# start of SOURCE MATERIAL
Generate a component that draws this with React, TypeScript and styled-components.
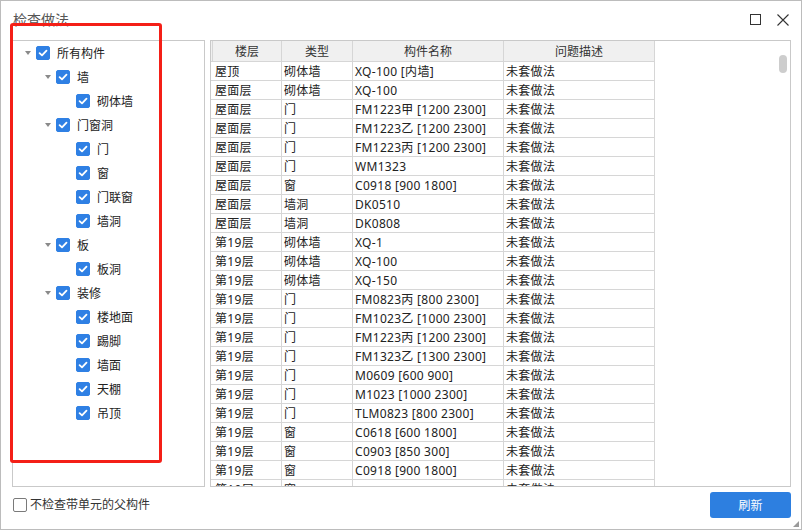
import React, { FC } from 'react';
import styled, { createGlobalStyle } from 'styled-components';

const GlobalStyle = createGlobalStyle`
  html, body {
    margin: 0;
    padding: 0;
    background: #ffffff;
  }
  body {
    font-family: 'Noto Sans', 'Noto Sans CJK SC', sans-serif;
    font-size: 12px;
    color: #222;
  }
`;

const Window = styled.div`
  position: relative;
  box-sizing: border-box;
  width: 802px;
  height: 530px;
  border: 1px solid #bcbcbc;
  background: #fff;
  display: flex;
  flex-direction: column;
`;

const TitleBar = styled.div`
  height: 39px;
  flex: none;
  display: flex;
  align-items: center;
  padding: 0 4px 2px 12px;
  box-sizing: border-box;
`;

const Title = styled.div`
  flex: 1;
  font-size: 14px;
  color: #555;
  line-height: 20px;
`;

const TitleButton = styled.div`
  width: 28px;
  height: 24px;
  display: flex;
  align-items: center;
  justify-content: center;
`;

const Body = styled.div`
  height: 447px;
  flex: none;
  display: flex;
  gap: 5px;
  padding: 0 10px 0 11px;
`;

const TreePanel = styled.div`
  width: 193px;
  box-sizing: border-box;
  border: 1px solid #c9c9c9;
  display: flex;
  flex-direction: column;
`;

const TreeRow = styled.div<{ $level: number }>`
  height: 24px;
  display: flex;
  align-items: center;
  padding-left: ${(p) => 10 + p.$level * 20}px;
`;

const Arrow = styled.span<{ $hidden?: boolean }>`
  width: 10px;
  height: 10px;
  margin-right: 3px;
  display: flex;
  align-items: center;
  justify-content: center;
  visibility: ${(p) => (p.$hidden ? 'hidden' : 'visible')};
  &::before {
    content: '';
    border-left: 3px solid transparent;
    border-right: 3px solid transparent;
    border-top: 4px solid #8a8a8a;
  }
`;

const CheckBox = styled.span<{ $checked?: boolean }>`
  width: 14px;
  height: 14px;
  box-sizing: border-box;
  border-radius: 2px;
  flex: none;
  display: flex;
  align-items: center;
  justify-content: center;
  background: ${(p) => (p.$checked ? '#2f80e4' : '#fff')};
  border: 1px solid ${(p) => (p.$checked ? '#2f80e4' : '#7a7a7a')};
`;

const Label = styled.span`
  margin-left: 7px;
  margin-top: 2px;
  font-size: 12px;
  line-height: 16px;
  color: #222;
  white-space: nowrap;
`;

const TableFrame = styled.div`
  position: relative;
  width: 581px;
  box-sizing: border-box;
  border: 1px solid #c9c9c9;
  overflow: hidden;
`;

const Row = styled.div<{ $header?: boolean }>`
  display: grid;
  grid-template-columns: 2px 69px 71px 151px 151px;
  height: ${(p) => (p.$header ? 21 : 19)}px;
  width: 444px;
`;

const Cell = styled.div<{ $header?: boolean }>`
  box-sizing: border-box;
  border-right: 1px solid #d6d6d6;
  border-bottom: 1px solid #d6d6d6;
  background: ${(p) => (p.$header ? '#f0f0f0' : '#fff')};
  text-align: ${(p) => (p.$header ? 'center' : 'left')};
  padding: 1px 0 0 ${(p) => (p.$header ? 0 : 2)}px;
  line-height: ${(p) => (p.$header ? 20 : 18)}px;
  letter-spacing: ${(p) => (p.$header ? 0 : 0.3)}px;
  font-size: 12px;
  color: ${(p) => (p.$header ? '#333' : '#222')};
  white-space: nowrap;
  overflow: hidden;
`;

const ScrollThumb = styled.div`
  position: absolute;
  right: 3px;
  top: 14px;
  width: 8px;
  height: 18px;
  border-radius: 4px;
  background: #cdcdcd;
`;

const Footer = styled.div`
  height: 42px;
  flex: none;
  box-sizing: border-box;
  display: flex;
  align-items: center;
  padding: 5px 10px 11px 12px;
`;

const FooterLabel = styled.span`
  margin-left: 3px;
  flex: 1;
  font-size: 12px;
  color: #333;
  line-height: 16px;
`;

const PrimaryButton = styled.button`
  width: 81px;
  height: 26px;
  border: none;
  border-radius: 3px;
  background: #2d7fe0;
  color: #fff;
  font-family: inherit;
  font-size: 12px;
  padding: 0;
`;

const Grip = styled.div`
  position: absolute;
  right: 2px;
  bottom: 2px;
  width: 6px;
  height: 6px;
  background-image: radial-gradient(circle, #9a9a9a 0.9px, transparent 1px);
  background-size: 2px 2px;
  clip-path: polygon(100% 0, 100% 100%, 0 100%);
`;

const Highlight = styled.div`
  position: absolute;
  left: 9px;
  top: 22px;
  width: 152px;
  height: 440px;
  box-sizing: border-box;
  border: 3px solid #f41f17;
  border-radius: 3px;
  pointer-events: none;
`;

const Check: FC = () => (
  <svg width="10" height="10" viewBox="0 0 10 10">
    <polyline points="1.6,5.2 4,7.4 8.5,2.6" fill="none" stroke="#fff" strokeWidth="1.8" strokeLinecap="round" strokeLinejoin="round" />
  </svg>
);

type TreeItem = { label: string; level: number; parent?: boolean };

const treeItems: TreeItem[] = [
  { label: '所有构件', level: 0, parent: true },
  { label: '墙', level: 1, parent: true },
  { label: '砌体墙', level: 2 },
  { label: '门窗洞', level: 1, parent: true },
  { label: '门', level: 2 },
  { label: '窗', level: 2 },
  { label: '门联窗', level: 2 },
  { label: '墙洞', level: 2 },
  { label: '板', level: 1, parent: true },
  { label: '板洞', level: 2 },
  { label: '装修', level: 1, parent: true },
  { label: '楼地面', level: 2 },
  { label: '踢脚', level: 2 },
  { label: '墙面', level: 2 },
  { label: '天棚', level: 2 },
  { label: '吊顶', level: 2 },
];

const rows: [string, string, string][] = [
  ['屋顶', '砌体墙', 'XQ-100 [内墙]'],
  ['屋面层', '砌体墙', 'XQ-100'],
  ['屋面层', '门', 'FM1223甲 [1200 2300]'],
  ['屋面层', '门', 'FM1223乙 [1200 2300]'],
  ['屋面层', '门', 'FM1223丙 [1200 2300]'],
  ['屋面层', '门', 'WM1323'],
  ['屋面层', '窗', 'C0918 [900 1800]'],
  ['屋面层', '墙洞', 'DK0510'],
  ['屋面层', '墙洞', 'DK0808'],
  ['第19层', '砌体墙', 'XQ-1'],
  ['第19层', '砌体墙', 'XQ-100'],
  ['第19层', '砌体墙', 'XQ-150'],
  ['第19层', '门', 'FM0823丙 [800 2300]'],
  ['第19层', '门', 'FM1023乙 [1000 2300]'],
  ['第19层', '门', 'FM1223丙 [1200 2300]'],
  ['第19层', '门', 'FM1323乙 [1300 2300]'],
  ['第19层', '门', 'M0609 [600 900]'],
  ['第19层', '门', 'M1023 [1000 2300]'],
  ['第19层', '门', 'TLM0823 [800 2300]'],
  ['第19层', '窗', 'C0618 [600 1800]'],
  ['第19层', '窗', 'C0903 [850 300]'],
  ['第19层', '窗', 'C0918 [900 1800]'],
  ['第19层', '窗', ''],
];

const App: FC = () => {
  return (
    <>
      <GlobalStyle />
      <Window>
        <TitleBar>
          <Title>检查做法</Title>
          <TitleButton>
            <svg width="11" height="11" viewBox="0 0 11 11">
              <rect x="0.5" y="0.5" width="10" height="10" fill="none" stroke="#333" strokeWidth="1" />
            </svg>
          </TitleButton>
          <TitleButton>
            <svg width="12" height="12" viewBox="0 0 12 12">
              <path d="M0.5 0.5 L11.5 11.5 M11.5 0.5 L0.5 11.5" stroke="#333" strokeWidth="1.1" />
            </svg>
          </TitleButton>
        </TitleBar>
        <Body>
          <TreePanel>
            {treeItems.map((item) => (
              <TreeRow key={item.label + item.level} $level={item.level}>
                <Arrow $hidden={!item.parent} />
                <CheckBox $checked>
                  <Check />
                </CheckBox>
                <Label>{item.label}</Label>
              </TreeRow>
            ))}
          </TreePanel>
          <TableFrame>
            <Row $header>
              <Cell $header />
              <Cell $header>楼层</Cell>
              <Cell $header>类型</Cell>
              <Cell $header>构件名称</Cell>
              <Cell $header>问题描述</Cell>
            </Row>
            {rows.map((r, i) => (
              <Row key={i}>
                <Cell />
                <Cell>{r[0]}</Cell>
                <Cell>{r[1]}</Cell>
                <Cell>{r[2]}</Cell>
                <Cell>未套做法</Cell>
              </Row>
            ))}
            <ScrollThumb />
          </TableFrame>
        </Body>
        <Footer>
          <CheckBox />
          <FooterLabel>不检查带单元的父构件</FooterLabel>
          <PrimaryButton>刷新</PrimaryButton>
        </Footer>
        <Grip />
        <Highlight />
      </Window>
    </>
  );
};

export default App;
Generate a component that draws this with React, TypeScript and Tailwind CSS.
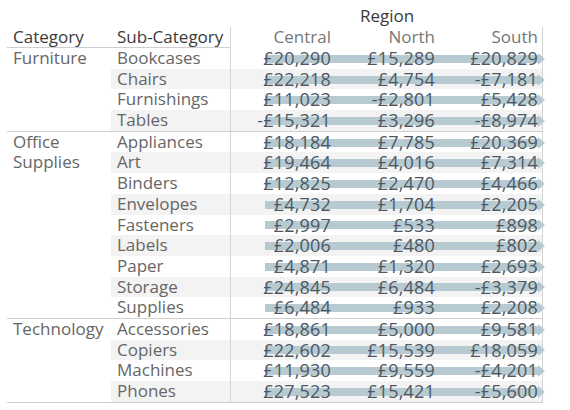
import React from "react";

type Group = { cat: string; rows: string[][] };

const data: Group[] = [
  {
    cat: "Furniture",
    rows: [
      ["Bookcases", "£20,290", "£15,289", "£20,829"],
      ["Chairs", "£22,218", "£4,754", "-£7,181"],
      ["Furnishings", "£11,023", "-£2,801", "£5,428"],
      ["Tables", "-£15,321", "£3,296", "-£8,974"],
    ],
  },
  {
    cat: "Office Supplies",
    rows: [
      ["Appliances", "£18,184", "£7,785", "£20,369"],
      ["Art", "£19,464", "£4,016", "£7,314"],
      ["Binders", "£12,825", "£2,470", "£4,466"],
      ["Envelopes", "£4,732", "£1,704", "£2,205"],
      ["Fasteners", "£2,997", "£533", "£898"],
      ["Labels", "£2,006", "£480", "£802"],
      ["Paper", "£4,871", "£1,320", "£2,693"],
      ["Storage", "£24,845", "£6,484", "-£3,379"],
      ["Supplies", "£6,484", "£933", "£2,208"],
    ],
  },
  {
    cat: "Technology",
    rows: [
      ["Accessories", "£18,861", "£5,000", "£9,581"],
      ["Copiers", "£22,602", "£15,539", "£18,059"],
      ["Machines", "£11,930", "£9,559", "-£4,201"],
      ["Phones", "£27,523", "£15,421", "-£5,600"],
    ],
  },
];

function Row({ r, shaded }: { r: string[]; shaded: boolean }) {
  return (
    <div className={`flex h-[20.7px] ${shaded ? "bg-[#f3f3f3]" : ""}`}>
      <div className="w-[120px] pl-[6px] border-r border-[#d4d4d4] flex items-center text-[#666666] whitespace-nowrap">
        {r[0]}
      </div>
      <div className="relative w-[312px] border-r border-[#d4d4d4] flex text-[18px] tracking-[0.2px]">
        <div className="absolute left-[34px] right-[-3px] top-0 bottom-0 flex items-center pt-[1px]">
          <div className="flex-1 h-[8px] bg-[#b7cad1]" />
          <svg width="7" height="12" viewBox="0 0 7 12" className="block">
            <polygon points="0,0 7,6 0,12" fill="#b7cad1" />
          </svg>
        </div>
        <div className="relative w-[104px] pr-[4px] flex items-center justify-end text-[#4d5863]">{r[1]}</div>
        <div className="relative w-[104px] pr-[4px] flex items-center justify-end text-[#4d5863]">{r[2]}</div>
        <div className="relative w-[103px] pr-[4px] flex items-center justify-end text-[#4d5863]">{r[3]}</div>
      </div>
    </div>
  );
}

export default function App() {
  return (
    <div
      className="w-[570px] h-[410px] bg-white text-[17px] leading-[20.7px] overflow-hidden"
      style={{ fontFamily: '"Open Sans", "Noto Sans", sans-serif' }}
    >
      <div className="h-[27px] flex">
        <div className="w-[231px]" />
        <div className="w-[312px] flex items-center justify-center text-[#3a3a3a] pt-[5px]">Region</div>
      </div>
      <div className="flex pl-[7px] h-[21px]">
        <div className="flex w-[224px] border-b border-[#cfcfcf]">
          <div className="w-[104px] pl-[6px] text-[#3a3a3a] flex items-center">Category</div>
          <div className="w-[120px] pl-[6px] text-[#3a3a3a] border-r border-[#d4d4d4] flex items-center">
            Sub-Category
          </div>
        </div>
        <div className="w-[312px] flex border-r border-[#d4d4d4]">
          <div className="w-[104px] pr-[4px] flex items-center justify-end text-[#777777]">Central</div>
          <div className="w-[104px] pr-[4px] flex items-center justify-end text-[#777777]">North</div>
          <div className="w-[103px] pr-[4px] flex items-center justify-end text-[#777777]">South</div>
        </div>
      </div>
      <div className="ml-[7px] w-[536px]">
        {data.map((g, gi) => (
          <div
            key={g.cat}
            className={`flex ${gi > 0 ? "border-t border-[#cfcfcf]" : ""} ${
              gi === data.length - 1 ? "border-b border-[#cfcfcf]" : ""
            }`}
          >
            <div className="w-[104px] pl-[6px] text-[#666666]">{g.cat}</div>
            <div className="flex flex-col">
              {g.rows.map((r, i) => (
                <Row key={r[0]} r={r} shaded={i % 2 === 1} />
              ))}
            </div>
          </div>
        ))}
      </div>
    </div>
  );
}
# end of SOURCE MATERIAL
## TASK DETAILS:
Copy out, exactly, every line from the one that contains "and Tailwind CSS." through the one that contains "string; rows: string[][]". Pictures stay out of the copy.

## REPLY:
Generate a component that draws this with React, TypeScript and Tailwind CSS.
import React from "react";

type Group = { cat: string; rows: string[][] };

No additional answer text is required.